Re the -LTS, and 21.0.1+12 being a valid version. So the version of the binary that Temurin released IS 21.0.1+12-LTS, it is what is in the binaries metadata and if you run java -version what is returned. I accept that Temurin have changed their naming format adding the -LTS and that this has caused confusion here, and that in general when people discuss Java versions they pretty much ignore the -LTS. But the version containing -LTS is in accordance with https://openjdk.org/jeps/322
If a release is part of a series of releases for which an implementor offers long-term support then the
value of $OPT should start with "LTS", e.g., 11.0.2+13-LTS
The question here would be when we say an argument is a version should it be an exact match (which is how we have interpreted it to date), or introduce something more fuzzy where we effectively say "well if the user asked for 11.0.2+13, what they REALLY mean is 11.0.2+13-LTS".
So there is some precedence for modifying the version style as there is the semver flag:
https://github.com/adoptium/api.adoptium.net/blob/main/adoptium-frontend-parent/adoptium-api-v3-frontend/src/main/kotlin/net/adoptium/api/v3/routes/info/ReleaseListResource.kt#L126
That allows the user to specify versions as a semver rather than openjdk version.
So my options would be:
- Keep the matching as is, but make it clear to users that version means an exact version, and that
-LTShas been added recently - Make the matching less exact and effectively make
x.y.z==x.y.z-LTS, presumably only for GA versions - Add a flag/option that users can add that allows them to choose their behaviour...
version_match=IGNORE_LTS?
I think I'd go for option 3 & 2 - that is, have the version_match behaviour flag but default it to the principle of least surprise where semver == semver-LTS for GA releases.

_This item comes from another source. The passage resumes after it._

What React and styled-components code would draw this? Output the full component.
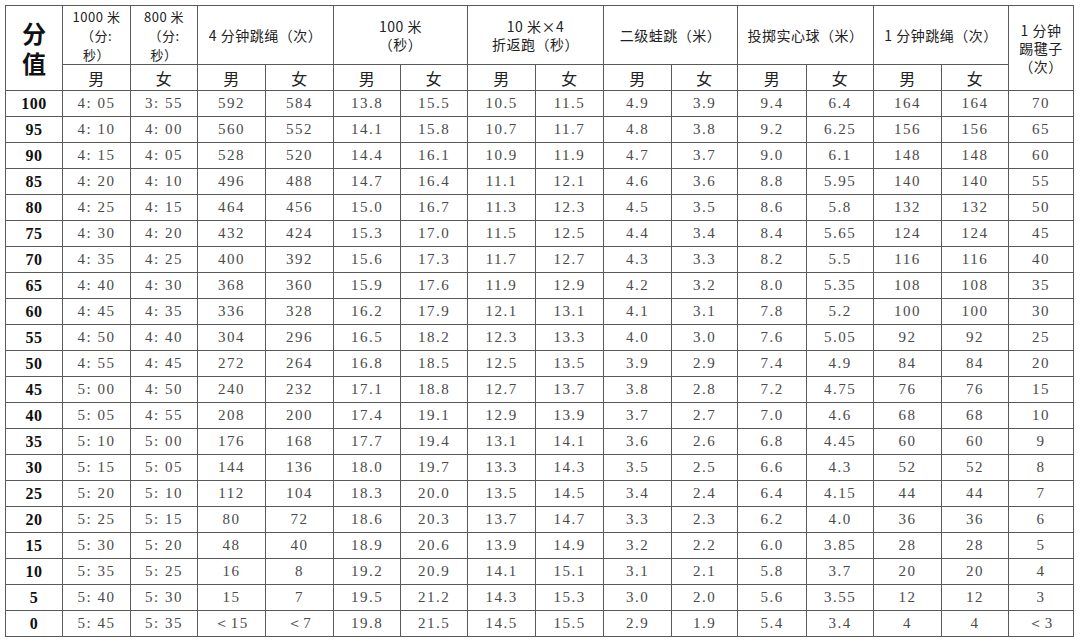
import styled, { createGlobalStyle } from "styled-components";

const GlobalStyle = createGlobalStyle`
  html, body {
    margin: 0;
    padding: 0;
    background: #ffffff;
  }
`;

const widths = [57, 68, 67, 68, 68, 67, 67, 68, 68, 68, 66, 69, 67, 68, 67, 65];

const f1 = (n) => n.toFixed(1);
const seq = (start, step, fmt) =>
  Array.from({ length: 21 }, (_, i) => fmt(start + step * i));
const time = (secs) => {
  const m = Math.floor(secs / 60);
  const s = String(secs % 60).padStart(2, "0");
  return `${m}: ${s}`;
};

const scores = seq(100, -5, String);
const rope4Boys = [...seq(592, -32, String).slice(0, 19), "15", "＜15"];
const rope4Girls = [...seq(584, -32, String).slice(0, 19), "7", "＜7"];
const throwGirls = seq(6.4, -0.15, (n) => {
  const v = Math.round(n * 100) / 100;
  return String(v).includes(".") ? String(v) : v.toFixed(1);
});
const rope1 = seq(164, -8, String);
const shuttle = [
  "70", "65", "60", "55", "50", "45", "40", "35", "30", "25", "20",
  "15", "10", "9", "8", "7", "6", "5", "4", "3", "＜3",
];

const columns = [
  seq(245, 5, time),
  seq(235, 5, time),
  rope4Boys,
  rope4Girls,
  seq(13.8, 0.3, f1),
  seq(15.5, 0.3, f1),
  seq(10.5, 0.2, f1),
  seq(11.5, 0.2, f1),
  seq(4.9, -0.1, f1),
  seq(3.9, -0.1, f1),
  seq(9.4, -0.2, f1),
  throwGirls,
  rope1,
  rope1,
  shuttle,
];

const groups = [
  { lines: ["100 米", "（秒）"] },
  { lines: ["10 米×4", "折返跑（秒）"] },
  { lines: ["二级蛙跳（米）"] },
  { lines: ["投掷实心球（米）"] },
  { lines: ["1 分钟跳绳（次）"] },
];

const Page = styled.div`
  padding: 5px 0 0 5px;
`;

const Table = styled.table`
  border-collapse: collapse;
  table-layout: fixed;
  width: 1069px;
  color: #222;
`;

const Head = styled.th`
  border: 1px solid #5a5a5a;
  padding: 0;
  font-family: "Noto Sans CJK SC", "Noto Sans", sans-serif;
  font-weight: 400;
  font-size: ${(p) => (p.$small ? "13px" : "14px")};
  line-height: ${(p) => (p.$small ? "19px" : "18px")};
  letter-spacing: 0.5px;
  text-align: center;
  vertical-align: middle;
  height: ${(p) => (p.$tall ? "58px" : "25px")};
  color: #222;
`;

const ScoreHead = styled(Head)`
  font-size: 24px;
  line-height: 30px;
  font-weight: 700;
  letter-spacing: 0;
  color: #111;
`;

const SexHead = styled(Head)`
  font-size: 16px;
`;

const Cell = styled.td`
  border: 1px solid #5a5a5a;
  padding: 0;
  height: 25px;
  text-align: center;
  vertical-align: middle;
  font-family: "Liberation Serif", "Times New Roman", serif;
  font-size: 15px;
  letter-spacing: 1.5px;
  color: #4a4a4a;
`;

const ScoreCell = styled(Cell)`
  font-weight: 700;
  font-size: 16px;
  letter-spacing: 0.5px;
  color: #111;
`;

function Lines({ lines }) {
  return lines.map((l, i) => (
    <span key={i}>
      {l}
      {i < lines.length - 1 && <br />}
    </span>
  ));
}

export default function App() {
  return (
    <Page>
      <GlobalStyle />
      <Table>
        <colgroup>
          {widths.map((w, i) => (
            <col key={i} style={{ width: w }} />
          ))}
        </colgroup>
        <thead>
          <tr>
            <ScoreHead rowSpan={2}>
              分<br />值
            </ScoreHead>
            <Head $tall $small>
              <Lines lines={["1000 米", "（分:", "秒）"]} />
            </Head>
            <Head $tall $small>
              <Lines lines={["800 米", "（分:", "秒）"]} />
            </Head>
            <Head $tall colSpan={2}>
              4 分钟跳绳（次）
            </Head>
            {groups.map((g, i) => (
              <Head $tall colSpan={2} key={i}>
                <Lines lines={g.lines} />
              </Head>
            ))}
            <Head rowSpan={2}>
              <Lines lines={["1 分钟", "踢毽子", "（次）"]} />
            </Head>
          </tr>
          <tr>
            {Array.from({ length: 14 }, (_, i) => (
              <SexHead key={i}>{i % 2 === 0 ? "男" : "女"}</SexHead>
            ))}
          </tr>
        </thead>
        <tbody>
          {scores.map((s, r) => (
            <tr key={s}>
              <ScoreCell>{s}</ScoreCell>
              {columns.map((col, c) => (
                <Cell key={c}>{col[r]}</Cell>
              ))}
            </tr>
          ))}
        </tbody>
      </Table>
    </Page>
  );
}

I tend to disagree with that approach @karianna , I think the API usage should be data-driven and users should not presume or assume the values in the API URLs. The API users (programs/scripts/etc) should be reactive to the results obtained from earlier root API queries. Of course, documenting the behavior of the APIs and explaining their structure is good so that the APIs used to achieve a task are navigable. I'm not a fan of aliases or fuzzy matching API URLs.
So when the original post says (and I paraphrase), "21.0.2+13 is listed on the website" so I tried "https://api.adoptium.net/v3/assets/version/21.0.2+13" and it doesn't work, I think that is flawed logic. Don't guess a URL based on the website display, use the supplied info/release_versions API to get the list, and so on.
Our documentation is lacking for the API for sure.
Yeah it's a tough one, we could update the docs for sure as a starting point and see how many people still trip after that (which would tell me our design is not intuitive to use).